Plantar fasciitis is mild to excruciating heel pain that you get when your foot tissue, medically known as plantar fascia, gets strained and swells or inflames. This tissue is actually a ligament that attaches to your heel bone on one side; on the opposite side, it spreads out and attaches to the bottom of your every toe. When the plantar fascia is overly stretched, small tears can result, and this leads to swelling and pain.
Plantar Fasciitis Causes
In plantar fasciitis, your feet roll in far deeper than necessary whenever you take a step. There are lots of reasons – pregnancy, excessive weight gain, lack of exercise, etc. – you would develop this tendency to over-pronate or roll your feet in too deep. Usually though, it is due to using flat, unsupportive footwear. Overpronation makes your foot arches flop, which strains the tissues at the bottom of your foot.

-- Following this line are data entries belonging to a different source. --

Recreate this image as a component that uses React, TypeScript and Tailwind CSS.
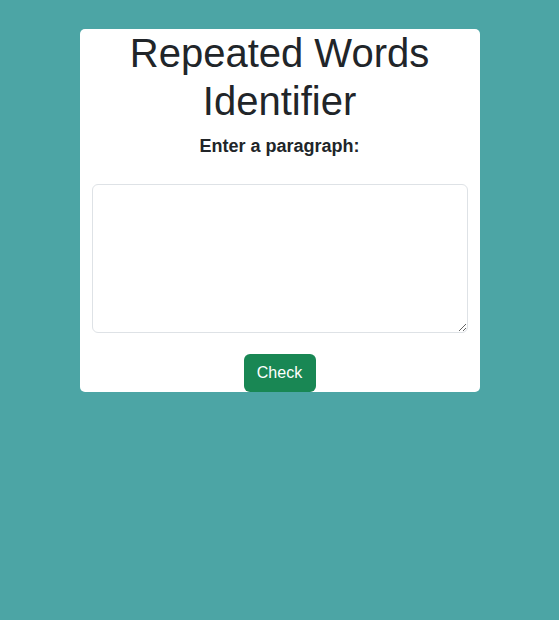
export default function App() {
  return (
    <div className="min-h-[620px] w-full bg-[#4ca5a5] pt-[29px] font-['Liberation_Sans',Arial,sans-serif] text-[#212529]">
      <div className="mx-auto flex h-[363px] w-[400px] flex-col items-center rounded-[5px] bg-white px-3">
        <h1 className="text-center text-[40px] font-normal leading-[48px]">
          Repeated Words Identifier
        </h1>
        <label
          htmlFor="para"
          className="mt-[8px] block text-[18px] font-bold leading-[27px]"
        >
          Enter a paragraph:
        </label>
        <textarea
          id="para"
          className="mt-[24px] block h-[150px] w-full rounded-[6px] border border-[#dee2e6] px-3 py-1.5 text-base outline-none"
        />
        <button className="mt-[21px] h-[38px] w-[72px] rounded-[6px] bg-[#198754] text-[16px] leading-6 text-white">
          Check
        </button>
      </div>
    </div>
  );
}
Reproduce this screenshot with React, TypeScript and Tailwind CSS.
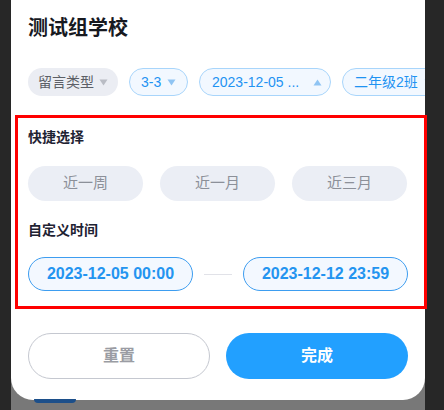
const font = "font-['Liberation_Sans','Noto_Sans_CJK_SC',sans-serif]"

function Caret({ up, className }: { up?: boolean; className: string }) {
  return (
    <svg width="9" height="7" viewBox="0 0 9 7" className={className}>
      {up ? <path d="M4.5 0.5 L8.5 6.5 L0.5 6.5 Z" fill="currentColor" /> : <path d="M0.5 0.5 L8.5 0.5 L4.5 6.5 Z" fill="currentColor" />}
    </svg>
  )
}

export default function App() {
  const quick = ['近一周', '近一月', '近三月']

  return (
    <div className={`w-[444px] h-[410px] bg-[#272727] pl-[11px] pr-[19px] overflow-hidden ${font}`}>
      <div className="w-[414px] h-[410px] bg-[#787878] flex flex-col">
        {/* Sheet */}
        <div className="h-[400px] bg-white rounded-b-[22px] flex flex-col overflow-visible">
          <h1 className="pl-[17px] pt-[15px] text-[20px] leading-[26px] font-bold text-[#17191f]">测试组学校</h1>

          {/* Filter chips */}
          <div className="mt-[27px] pl-[17px] flex gap-[11px] overflow-hidden whitespace-nowrap">
            <div className="h-[28px] w-[90px] shrink-0 rounded-full bg-[#ebedf3] flex items-center pl-[10px] gap-[5px] text-[14px] text-[#5c5f66]">
              留言类型 <Caret className="text-[#b9bcc4]" />
            </div>
            <div className="h-[28px] w-[59px] shrink-0 rounded-full bg-[#f2f8ff] border border-[#a8d5fb] flex items-center pl-[11px] gap-[6px] text-[14px] text-[#1f93f2]">
              3-3 <Caret className="text-[#8fc4f3]" />
            </div>
            <div className="h-[28px] w-[132px] shrink-0 rounded-full bg-[#f2f8ff] border border-[#a8d5fb] flex items-center pl-[12px] gap-[14px] text-[14px] text-[#1f93f2]">
              2023-12-05 ... <Caret up className="text-[#8fc4f3]" />
            </div>
            <div className="h-[28px] w-[100px] shrink-0 rounded-full bg-[#f2f8ff] border border-[#a8d5fb] flex items-center pl-[11px] gap-[6px] text-[14px] text-[#1f93f2]">
              二年级2班 <Caret className="text-[#8fc4f3]" />
            </div>
          </div>

          {/* Highlighted time range */}
          <div className="mt-[19px] ml-[4px] w-[412px] h-[194px] border-[3px] border-[#ff0000] pl-[10px] pr-[14px]">
            <h2 className="mt-[10px] text-[14px] leading-[18px] font-bold text-[#1f2333]">快捷选择</h2>
            <div className="mt-[20px] flex gap-[17px]">
              {quick.map(q => (
                <div key={q} className="w-[115px] h-[35px] rounded-full bg-[#ebeef5] flex items-center justify-center text-[15px] text-[#8c9099]">
                  {q}
                </div>
              ))}
            </div>
            <h2 className="mt-[20px] text-[14px] leading-[18px] font-bold text-[#1f2333]">自定义时间</h2>
            <div className="mt-[18px] flex items-center">
              <div className="w-[165px] h-[34px] rounded-full bg-[#f3f8ff] border border-[#3d9df0] flex items-center justify-center text-[16px] font-bold text-[#2394f0]">
                2023-12-05 00:00
              </div>
              <div className="mx-[11px] w-[28px] h-px bg-[#e1e2e8]" />
              <div className="w-[165px] h-[34px] rounded-full bg-[#f3f8ff] border border-[#3d9df0] flex items-center justify-center text-[16px] font-bold text-[#2394f0]">
                2023-12-12 23:59
              </div>
            </div>
          </div>

          {/* Actions */}
          <div className="mt-[24px] pl-[17px] flex gap-[16px]">
            <button className="w-[182px] h-[46px] rounded-full border border-[#c5c8d0] bg-white text-[16px] font-bold text-[#9a9ca3]">重置</button>
            <button className="w-[182px] h-[46px] rounded-full bg-[#22a0ff] text-[16px] font-bold text-white">完成</button>
          </div>
        </div>
        <div className="ml-[23px] w-[42px] h-[4px] -mt-[1px] rounded-b-full bg-[#1c4f8a]" />
      </div>
    </div>
  )
}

Symptoms of Plantar Fasciitis
Among the most telling signs that you have plantar fasciitis is when you experience a darting pain in your heel’s middle, especially as you take your first few steps in the morning. Here are five quick and easy tips for stopping or at least alleviating plantar fasciitis:
Wear supportive footwear.
Orthopedic shoes or orthotic inserts are an easy and effective way of reestablishing your foot’s natural alignment. Groundbreaking research shows that specially designed footwear can relieve heel pain. If you wear these everyday, you will actually feel the relief.
Stretching your calf muscles increases their flexibility, which in turn reduces the strain on your foot tissue. A good exercise would be to stand on the edge of a step and put all your weight on the balls of your feet. Bend your knees and hold it for 25 seconds before straightening up. Do five repetitions each time to stretch those calves and Achilles tendon.
Do strengthening exercises to maintain good arch.
Sit without any footwear on and squeeze your foot while imagining a tiny marble under the ball of your foot. Or you can try using your toes to pick up a number of marbles on the floor, put them back and then repeat. This stretches and adds strength to those muscles below your metatarsals (the bone that forms the foot’s arch).
Be more physically active (but gradually).
If you’re a runner, a good way to prevent injuries is to make sure you don’t increase your mileage by more than 10% at a time. Same is true if you prefer walking.
Apply ice and rest.
After doing some mild stretching, get a frozen water bottle and roll it under your foot arch for about 15 minutes. Recovery comes better when you wear special shoes that help restore the natural alignment of your feet, which alleviates strain on your foot tissue while still letting you move throughout the day.